• Written request:
Find and return each line containing "components".

• Listed entries:
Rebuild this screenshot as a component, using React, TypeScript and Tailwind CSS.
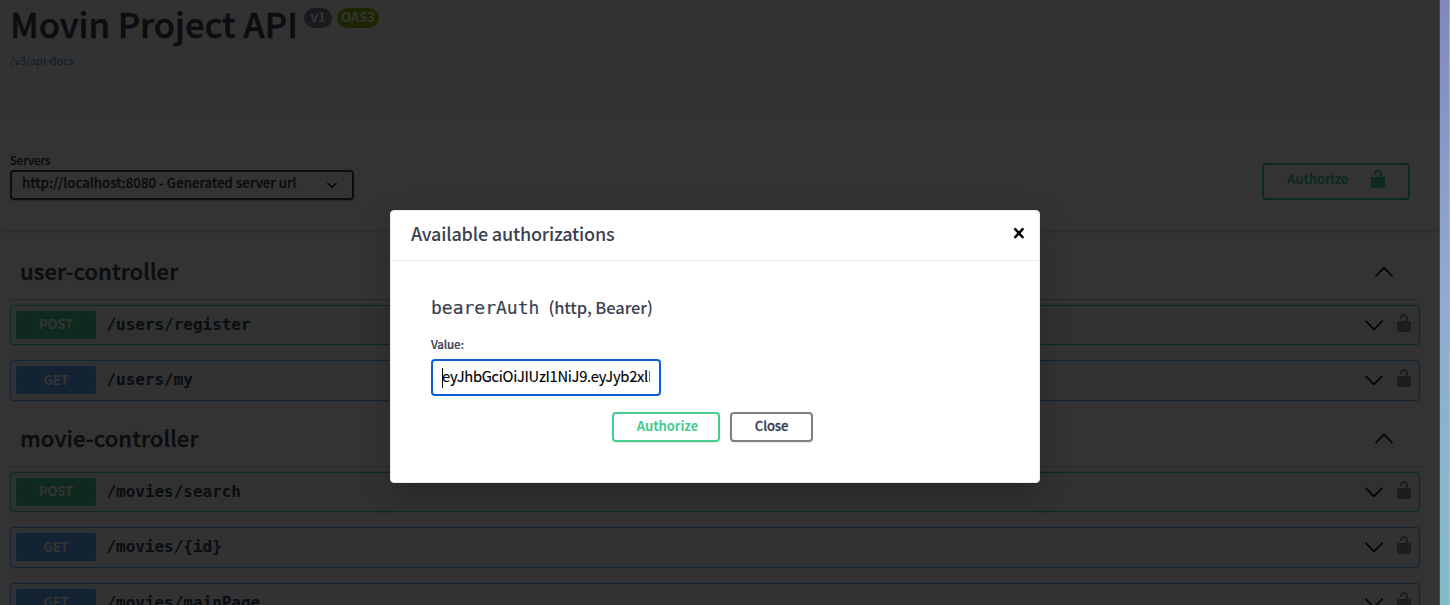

==

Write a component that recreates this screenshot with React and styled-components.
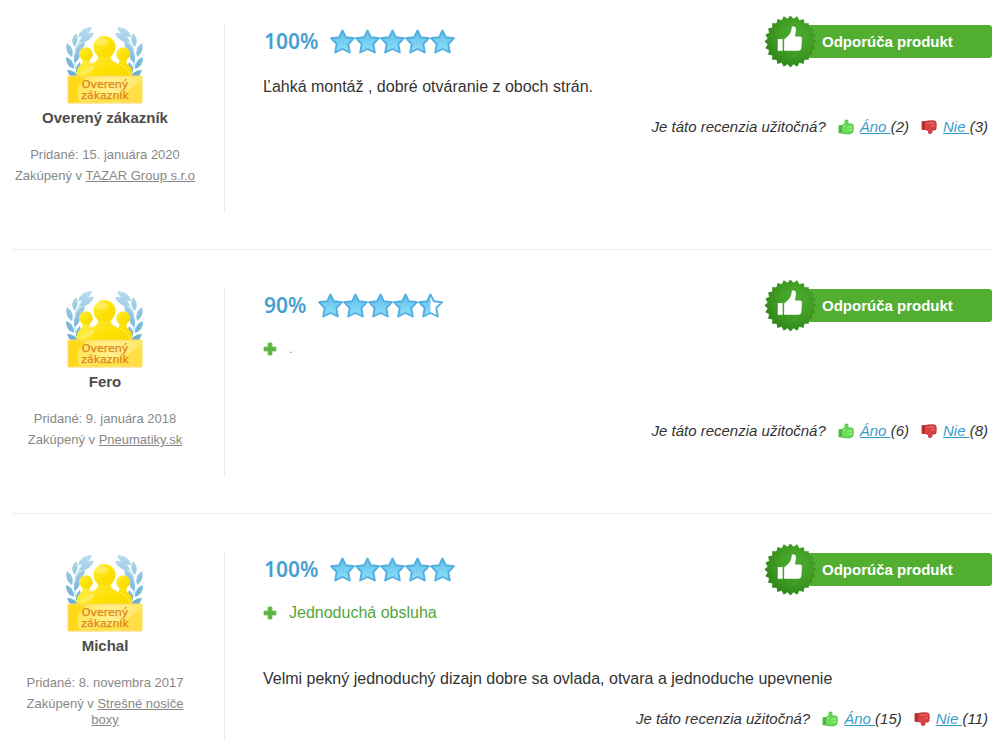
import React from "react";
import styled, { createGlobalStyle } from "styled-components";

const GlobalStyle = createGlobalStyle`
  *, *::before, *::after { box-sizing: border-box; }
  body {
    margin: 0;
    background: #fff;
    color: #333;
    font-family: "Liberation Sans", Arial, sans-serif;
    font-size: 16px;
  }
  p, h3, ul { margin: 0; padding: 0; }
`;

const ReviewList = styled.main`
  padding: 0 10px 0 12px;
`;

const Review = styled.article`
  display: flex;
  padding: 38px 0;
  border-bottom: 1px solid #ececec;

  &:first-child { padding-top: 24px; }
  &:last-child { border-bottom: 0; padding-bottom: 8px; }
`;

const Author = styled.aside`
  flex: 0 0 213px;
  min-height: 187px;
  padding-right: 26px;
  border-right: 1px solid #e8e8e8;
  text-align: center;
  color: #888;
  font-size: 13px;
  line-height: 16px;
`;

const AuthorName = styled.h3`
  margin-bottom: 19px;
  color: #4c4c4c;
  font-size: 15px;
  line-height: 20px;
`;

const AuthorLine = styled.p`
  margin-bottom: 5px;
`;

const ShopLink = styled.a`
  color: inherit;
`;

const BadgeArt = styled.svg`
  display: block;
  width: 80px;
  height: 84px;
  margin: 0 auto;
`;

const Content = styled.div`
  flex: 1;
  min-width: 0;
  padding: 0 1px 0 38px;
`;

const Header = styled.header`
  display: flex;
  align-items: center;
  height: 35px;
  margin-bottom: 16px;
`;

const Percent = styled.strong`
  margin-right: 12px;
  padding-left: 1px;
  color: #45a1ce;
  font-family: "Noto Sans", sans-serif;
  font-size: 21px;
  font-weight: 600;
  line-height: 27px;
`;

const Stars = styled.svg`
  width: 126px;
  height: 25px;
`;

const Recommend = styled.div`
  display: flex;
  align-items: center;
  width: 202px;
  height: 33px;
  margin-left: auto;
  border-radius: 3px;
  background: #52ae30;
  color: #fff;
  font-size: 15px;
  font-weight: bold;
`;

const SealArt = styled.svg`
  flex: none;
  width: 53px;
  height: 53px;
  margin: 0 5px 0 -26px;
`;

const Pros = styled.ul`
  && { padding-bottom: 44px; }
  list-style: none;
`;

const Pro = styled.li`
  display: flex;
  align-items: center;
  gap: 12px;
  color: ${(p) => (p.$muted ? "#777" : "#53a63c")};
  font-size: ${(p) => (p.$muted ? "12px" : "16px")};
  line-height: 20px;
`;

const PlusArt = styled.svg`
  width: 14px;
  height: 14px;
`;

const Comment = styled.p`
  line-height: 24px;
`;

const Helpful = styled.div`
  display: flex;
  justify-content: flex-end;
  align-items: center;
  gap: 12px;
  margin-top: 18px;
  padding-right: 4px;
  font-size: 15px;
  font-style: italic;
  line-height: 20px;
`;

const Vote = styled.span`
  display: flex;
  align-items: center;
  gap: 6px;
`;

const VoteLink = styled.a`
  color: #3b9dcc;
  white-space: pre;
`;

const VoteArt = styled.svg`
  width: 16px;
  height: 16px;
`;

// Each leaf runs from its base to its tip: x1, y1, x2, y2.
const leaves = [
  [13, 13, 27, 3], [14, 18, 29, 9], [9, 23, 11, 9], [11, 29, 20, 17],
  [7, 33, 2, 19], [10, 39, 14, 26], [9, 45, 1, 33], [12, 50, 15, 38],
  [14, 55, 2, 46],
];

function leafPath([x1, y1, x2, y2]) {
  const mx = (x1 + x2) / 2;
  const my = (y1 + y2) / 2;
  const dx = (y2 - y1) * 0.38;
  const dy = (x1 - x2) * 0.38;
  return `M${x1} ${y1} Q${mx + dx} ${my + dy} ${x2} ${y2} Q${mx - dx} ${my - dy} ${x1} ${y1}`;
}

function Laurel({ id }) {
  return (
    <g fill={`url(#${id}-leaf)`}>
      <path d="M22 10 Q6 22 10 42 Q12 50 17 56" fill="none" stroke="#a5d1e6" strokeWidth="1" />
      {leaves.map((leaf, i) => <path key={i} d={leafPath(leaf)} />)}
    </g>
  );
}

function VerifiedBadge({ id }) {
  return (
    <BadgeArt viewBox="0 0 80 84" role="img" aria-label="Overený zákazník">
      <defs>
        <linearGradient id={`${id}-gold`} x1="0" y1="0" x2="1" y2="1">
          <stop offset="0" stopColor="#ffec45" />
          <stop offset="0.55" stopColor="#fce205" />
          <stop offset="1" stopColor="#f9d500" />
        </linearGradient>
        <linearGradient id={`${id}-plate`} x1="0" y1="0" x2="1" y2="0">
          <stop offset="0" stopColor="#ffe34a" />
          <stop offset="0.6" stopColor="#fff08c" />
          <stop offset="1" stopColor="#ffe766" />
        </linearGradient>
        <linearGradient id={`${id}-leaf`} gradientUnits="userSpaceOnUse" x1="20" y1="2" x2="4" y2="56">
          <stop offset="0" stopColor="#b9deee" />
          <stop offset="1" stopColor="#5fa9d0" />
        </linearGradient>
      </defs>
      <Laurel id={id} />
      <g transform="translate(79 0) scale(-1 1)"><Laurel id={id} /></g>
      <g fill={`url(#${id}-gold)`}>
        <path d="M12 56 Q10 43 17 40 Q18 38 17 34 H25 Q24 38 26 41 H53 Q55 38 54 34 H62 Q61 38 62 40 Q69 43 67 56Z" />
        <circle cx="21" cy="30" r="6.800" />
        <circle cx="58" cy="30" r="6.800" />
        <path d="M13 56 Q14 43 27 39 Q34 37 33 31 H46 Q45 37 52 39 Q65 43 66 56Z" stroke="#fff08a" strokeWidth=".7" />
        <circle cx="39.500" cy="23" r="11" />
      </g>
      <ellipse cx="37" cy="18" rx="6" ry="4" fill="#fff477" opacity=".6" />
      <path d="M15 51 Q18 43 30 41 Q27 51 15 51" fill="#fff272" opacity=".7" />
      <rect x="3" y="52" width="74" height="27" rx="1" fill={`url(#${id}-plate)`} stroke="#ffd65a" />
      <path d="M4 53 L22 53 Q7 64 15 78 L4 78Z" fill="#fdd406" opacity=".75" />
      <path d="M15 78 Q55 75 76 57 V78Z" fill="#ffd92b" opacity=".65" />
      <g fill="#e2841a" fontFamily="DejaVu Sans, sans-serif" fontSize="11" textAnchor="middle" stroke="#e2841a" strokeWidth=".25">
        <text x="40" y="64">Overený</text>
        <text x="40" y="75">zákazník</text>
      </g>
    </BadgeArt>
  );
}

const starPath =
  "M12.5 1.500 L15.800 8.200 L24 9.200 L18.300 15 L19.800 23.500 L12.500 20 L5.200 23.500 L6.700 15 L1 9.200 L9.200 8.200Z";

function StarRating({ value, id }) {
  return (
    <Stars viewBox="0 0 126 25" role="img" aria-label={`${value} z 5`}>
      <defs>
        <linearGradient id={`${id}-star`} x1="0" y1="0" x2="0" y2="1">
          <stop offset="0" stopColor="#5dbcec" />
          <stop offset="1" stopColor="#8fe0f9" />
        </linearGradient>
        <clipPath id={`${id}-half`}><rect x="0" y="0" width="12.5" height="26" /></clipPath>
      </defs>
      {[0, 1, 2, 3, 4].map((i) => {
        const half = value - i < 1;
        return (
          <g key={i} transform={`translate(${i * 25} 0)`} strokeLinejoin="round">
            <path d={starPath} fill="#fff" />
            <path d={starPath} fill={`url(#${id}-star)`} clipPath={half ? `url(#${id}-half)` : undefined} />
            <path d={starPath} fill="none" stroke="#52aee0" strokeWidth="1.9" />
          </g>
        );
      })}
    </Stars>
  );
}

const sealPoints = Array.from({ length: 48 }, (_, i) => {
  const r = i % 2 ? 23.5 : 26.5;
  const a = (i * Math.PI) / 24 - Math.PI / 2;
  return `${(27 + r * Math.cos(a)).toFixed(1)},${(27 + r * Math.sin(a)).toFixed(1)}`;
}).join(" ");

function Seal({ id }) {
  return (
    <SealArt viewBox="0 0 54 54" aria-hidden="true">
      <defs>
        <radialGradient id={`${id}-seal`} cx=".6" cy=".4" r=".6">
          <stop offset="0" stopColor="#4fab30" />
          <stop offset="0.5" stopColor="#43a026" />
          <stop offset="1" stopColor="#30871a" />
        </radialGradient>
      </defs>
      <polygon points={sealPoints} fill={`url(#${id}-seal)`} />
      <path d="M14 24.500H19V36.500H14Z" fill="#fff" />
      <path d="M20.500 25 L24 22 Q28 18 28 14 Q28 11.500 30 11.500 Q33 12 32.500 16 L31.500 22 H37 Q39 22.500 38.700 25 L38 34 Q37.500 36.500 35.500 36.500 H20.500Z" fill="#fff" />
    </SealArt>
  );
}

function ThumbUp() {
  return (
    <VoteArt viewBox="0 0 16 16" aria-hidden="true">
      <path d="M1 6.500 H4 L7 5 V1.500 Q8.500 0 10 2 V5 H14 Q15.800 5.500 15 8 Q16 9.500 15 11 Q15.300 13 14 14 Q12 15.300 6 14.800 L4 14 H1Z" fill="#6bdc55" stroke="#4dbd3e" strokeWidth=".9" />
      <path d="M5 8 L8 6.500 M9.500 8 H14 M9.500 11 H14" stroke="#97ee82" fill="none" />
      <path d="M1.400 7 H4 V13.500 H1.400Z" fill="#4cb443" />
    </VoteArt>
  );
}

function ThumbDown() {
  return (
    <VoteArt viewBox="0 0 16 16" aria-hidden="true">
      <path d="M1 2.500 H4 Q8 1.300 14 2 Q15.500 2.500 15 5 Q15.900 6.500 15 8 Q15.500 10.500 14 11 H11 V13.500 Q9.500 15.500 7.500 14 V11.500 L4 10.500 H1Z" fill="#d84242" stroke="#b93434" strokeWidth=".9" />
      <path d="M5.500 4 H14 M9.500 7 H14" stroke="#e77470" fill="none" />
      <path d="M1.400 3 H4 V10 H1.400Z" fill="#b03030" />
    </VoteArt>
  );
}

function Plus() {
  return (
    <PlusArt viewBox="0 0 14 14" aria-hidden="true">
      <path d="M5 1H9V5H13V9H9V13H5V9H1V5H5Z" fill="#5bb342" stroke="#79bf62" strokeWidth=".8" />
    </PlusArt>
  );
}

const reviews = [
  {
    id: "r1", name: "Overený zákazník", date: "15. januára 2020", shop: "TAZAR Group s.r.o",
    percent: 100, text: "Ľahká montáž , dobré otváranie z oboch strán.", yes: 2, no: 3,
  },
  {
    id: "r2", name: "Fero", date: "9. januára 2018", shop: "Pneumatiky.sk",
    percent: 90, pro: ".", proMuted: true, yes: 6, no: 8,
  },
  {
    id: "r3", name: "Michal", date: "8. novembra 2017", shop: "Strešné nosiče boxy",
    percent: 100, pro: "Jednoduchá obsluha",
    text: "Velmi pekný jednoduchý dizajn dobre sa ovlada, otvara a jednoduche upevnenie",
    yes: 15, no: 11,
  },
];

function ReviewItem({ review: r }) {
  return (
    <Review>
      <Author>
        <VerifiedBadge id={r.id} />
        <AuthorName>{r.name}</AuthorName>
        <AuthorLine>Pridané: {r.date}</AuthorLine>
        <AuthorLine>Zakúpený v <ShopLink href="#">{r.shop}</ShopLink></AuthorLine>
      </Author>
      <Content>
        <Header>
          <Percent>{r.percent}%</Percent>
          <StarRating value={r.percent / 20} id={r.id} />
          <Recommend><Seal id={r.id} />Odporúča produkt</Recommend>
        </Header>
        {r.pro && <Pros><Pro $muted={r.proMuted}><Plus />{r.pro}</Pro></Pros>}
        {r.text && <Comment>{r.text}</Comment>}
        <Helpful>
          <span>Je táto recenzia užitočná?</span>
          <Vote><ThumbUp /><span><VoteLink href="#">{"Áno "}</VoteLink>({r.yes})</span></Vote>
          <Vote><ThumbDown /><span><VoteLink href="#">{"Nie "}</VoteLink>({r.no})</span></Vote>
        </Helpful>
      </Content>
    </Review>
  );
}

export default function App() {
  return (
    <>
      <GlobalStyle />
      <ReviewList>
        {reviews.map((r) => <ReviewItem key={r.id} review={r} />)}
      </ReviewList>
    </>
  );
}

• Final answer:
Write a component that recreates this screenshot with React and styled-components.
import styled, { createGlobalStyle } from "styled-components";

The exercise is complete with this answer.